◆ Data provided

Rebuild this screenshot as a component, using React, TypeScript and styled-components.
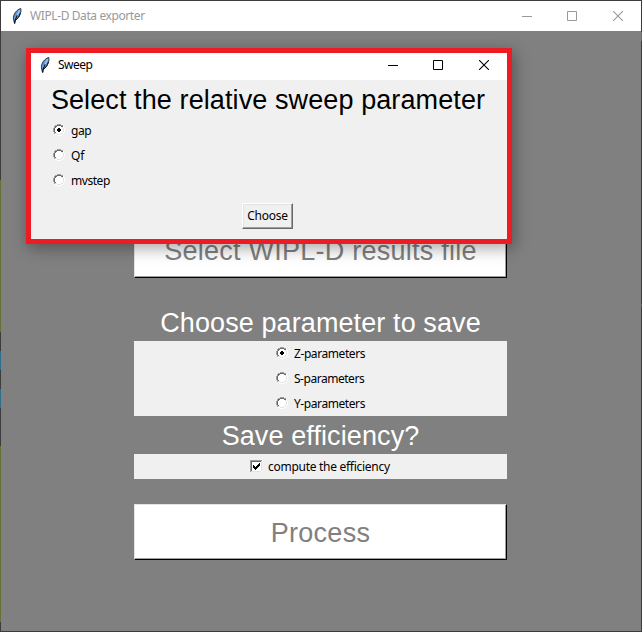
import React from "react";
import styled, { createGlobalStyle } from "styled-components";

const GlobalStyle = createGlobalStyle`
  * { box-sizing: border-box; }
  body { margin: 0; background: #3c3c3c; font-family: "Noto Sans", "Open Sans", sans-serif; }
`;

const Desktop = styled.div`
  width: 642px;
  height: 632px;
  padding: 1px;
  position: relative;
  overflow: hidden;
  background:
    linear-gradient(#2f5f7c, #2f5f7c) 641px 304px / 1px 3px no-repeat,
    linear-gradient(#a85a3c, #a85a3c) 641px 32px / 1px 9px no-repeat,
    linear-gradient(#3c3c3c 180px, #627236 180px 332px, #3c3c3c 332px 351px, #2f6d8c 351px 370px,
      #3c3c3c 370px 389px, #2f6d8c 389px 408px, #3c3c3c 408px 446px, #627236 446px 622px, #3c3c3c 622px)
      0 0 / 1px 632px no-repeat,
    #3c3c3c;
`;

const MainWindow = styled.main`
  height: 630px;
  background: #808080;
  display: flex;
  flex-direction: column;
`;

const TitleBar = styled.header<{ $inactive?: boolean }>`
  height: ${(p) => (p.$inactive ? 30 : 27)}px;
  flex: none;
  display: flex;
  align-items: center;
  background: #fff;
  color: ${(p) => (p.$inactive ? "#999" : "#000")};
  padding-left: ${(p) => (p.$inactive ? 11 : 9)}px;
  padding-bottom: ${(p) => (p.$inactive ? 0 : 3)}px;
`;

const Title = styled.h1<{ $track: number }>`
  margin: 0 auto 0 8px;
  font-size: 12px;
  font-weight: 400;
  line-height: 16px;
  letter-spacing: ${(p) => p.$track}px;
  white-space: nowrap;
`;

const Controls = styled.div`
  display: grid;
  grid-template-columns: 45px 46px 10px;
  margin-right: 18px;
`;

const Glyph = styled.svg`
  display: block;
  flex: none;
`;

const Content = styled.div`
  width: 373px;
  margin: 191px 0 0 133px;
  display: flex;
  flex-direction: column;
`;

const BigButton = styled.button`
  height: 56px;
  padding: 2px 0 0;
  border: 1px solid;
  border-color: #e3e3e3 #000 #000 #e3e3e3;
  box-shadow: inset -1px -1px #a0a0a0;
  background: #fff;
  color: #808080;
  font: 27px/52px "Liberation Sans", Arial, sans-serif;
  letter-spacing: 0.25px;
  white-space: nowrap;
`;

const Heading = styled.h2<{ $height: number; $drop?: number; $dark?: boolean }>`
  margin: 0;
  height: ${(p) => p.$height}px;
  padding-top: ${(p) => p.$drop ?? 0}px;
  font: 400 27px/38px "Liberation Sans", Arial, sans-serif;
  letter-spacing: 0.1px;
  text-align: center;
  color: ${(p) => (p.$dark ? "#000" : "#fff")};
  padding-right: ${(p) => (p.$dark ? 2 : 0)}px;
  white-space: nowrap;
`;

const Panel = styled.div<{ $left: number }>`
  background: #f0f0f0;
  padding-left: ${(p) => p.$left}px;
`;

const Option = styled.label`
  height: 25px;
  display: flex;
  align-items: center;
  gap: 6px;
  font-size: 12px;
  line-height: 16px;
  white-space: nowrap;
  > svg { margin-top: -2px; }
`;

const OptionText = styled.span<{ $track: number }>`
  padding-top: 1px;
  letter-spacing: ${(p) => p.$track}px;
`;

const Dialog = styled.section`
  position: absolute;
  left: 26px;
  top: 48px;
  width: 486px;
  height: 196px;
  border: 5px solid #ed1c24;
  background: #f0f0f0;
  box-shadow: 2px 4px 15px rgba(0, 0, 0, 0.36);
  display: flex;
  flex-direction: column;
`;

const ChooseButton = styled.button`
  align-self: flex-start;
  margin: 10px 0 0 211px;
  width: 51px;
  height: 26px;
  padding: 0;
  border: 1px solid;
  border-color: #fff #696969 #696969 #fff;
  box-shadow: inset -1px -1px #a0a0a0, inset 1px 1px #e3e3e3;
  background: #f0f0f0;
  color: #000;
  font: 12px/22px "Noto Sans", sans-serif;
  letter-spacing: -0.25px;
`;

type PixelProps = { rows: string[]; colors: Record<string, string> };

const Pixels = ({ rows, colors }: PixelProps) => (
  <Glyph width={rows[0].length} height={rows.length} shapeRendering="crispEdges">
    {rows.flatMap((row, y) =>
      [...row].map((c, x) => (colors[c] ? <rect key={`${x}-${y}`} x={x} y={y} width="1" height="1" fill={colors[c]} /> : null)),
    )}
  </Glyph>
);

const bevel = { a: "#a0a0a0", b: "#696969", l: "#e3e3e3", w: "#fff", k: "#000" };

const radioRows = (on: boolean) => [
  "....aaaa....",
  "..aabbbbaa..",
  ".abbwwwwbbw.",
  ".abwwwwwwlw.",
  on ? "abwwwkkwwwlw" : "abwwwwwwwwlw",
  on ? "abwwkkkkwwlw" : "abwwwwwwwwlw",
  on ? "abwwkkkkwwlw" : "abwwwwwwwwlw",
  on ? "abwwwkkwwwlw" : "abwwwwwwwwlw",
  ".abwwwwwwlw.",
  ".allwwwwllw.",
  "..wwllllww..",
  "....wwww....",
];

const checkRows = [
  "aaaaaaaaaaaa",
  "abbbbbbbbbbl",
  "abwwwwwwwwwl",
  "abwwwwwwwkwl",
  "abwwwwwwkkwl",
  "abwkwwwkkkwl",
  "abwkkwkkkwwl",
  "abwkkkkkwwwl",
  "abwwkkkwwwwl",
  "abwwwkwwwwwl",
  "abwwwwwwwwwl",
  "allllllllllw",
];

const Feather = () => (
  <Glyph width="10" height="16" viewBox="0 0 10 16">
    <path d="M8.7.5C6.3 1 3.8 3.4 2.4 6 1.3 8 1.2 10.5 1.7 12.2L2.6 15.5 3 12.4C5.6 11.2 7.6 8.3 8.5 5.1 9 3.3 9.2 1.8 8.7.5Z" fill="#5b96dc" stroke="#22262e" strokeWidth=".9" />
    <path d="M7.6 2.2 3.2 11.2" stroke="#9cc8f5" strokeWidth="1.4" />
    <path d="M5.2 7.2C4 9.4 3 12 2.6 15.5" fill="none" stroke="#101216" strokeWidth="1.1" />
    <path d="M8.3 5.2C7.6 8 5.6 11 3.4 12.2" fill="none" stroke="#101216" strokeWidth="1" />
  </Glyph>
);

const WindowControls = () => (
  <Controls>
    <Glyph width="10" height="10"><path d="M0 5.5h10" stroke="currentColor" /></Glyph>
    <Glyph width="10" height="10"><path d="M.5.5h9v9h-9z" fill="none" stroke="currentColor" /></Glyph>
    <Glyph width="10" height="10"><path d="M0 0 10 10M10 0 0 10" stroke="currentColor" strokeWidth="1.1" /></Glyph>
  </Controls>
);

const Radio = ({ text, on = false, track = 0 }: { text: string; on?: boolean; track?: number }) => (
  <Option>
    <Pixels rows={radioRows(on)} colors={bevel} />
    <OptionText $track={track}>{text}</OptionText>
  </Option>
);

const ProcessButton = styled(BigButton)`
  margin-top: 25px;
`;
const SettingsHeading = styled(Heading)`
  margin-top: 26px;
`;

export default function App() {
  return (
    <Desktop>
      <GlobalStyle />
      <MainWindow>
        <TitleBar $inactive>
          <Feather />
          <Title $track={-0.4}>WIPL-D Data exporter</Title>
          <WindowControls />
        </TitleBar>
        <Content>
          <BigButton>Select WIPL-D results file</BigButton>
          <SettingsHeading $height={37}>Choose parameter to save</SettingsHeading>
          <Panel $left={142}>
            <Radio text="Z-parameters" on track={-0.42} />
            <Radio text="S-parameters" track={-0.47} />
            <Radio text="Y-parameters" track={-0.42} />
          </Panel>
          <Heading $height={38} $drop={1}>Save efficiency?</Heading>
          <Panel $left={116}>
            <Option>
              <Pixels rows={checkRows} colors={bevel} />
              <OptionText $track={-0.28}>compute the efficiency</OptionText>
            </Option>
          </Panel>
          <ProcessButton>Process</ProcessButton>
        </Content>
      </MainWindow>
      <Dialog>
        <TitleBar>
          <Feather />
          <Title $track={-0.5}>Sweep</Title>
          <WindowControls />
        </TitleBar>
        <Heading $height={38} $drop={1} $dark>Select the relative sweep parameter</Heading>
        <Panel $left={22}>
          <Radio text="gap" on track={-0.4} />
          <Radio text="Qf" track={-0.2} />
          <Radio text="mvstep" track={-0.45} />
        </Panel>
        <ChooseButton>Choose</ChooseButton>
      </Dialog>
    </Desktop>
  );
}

◆ Your goal
Every line that holds the word "components" should be extracted.

◆ Written reply
Rebuild this screenshot as a component, using React, TypeScript and styled-components.
import styled, { createGlobalStyle } from "styled-components";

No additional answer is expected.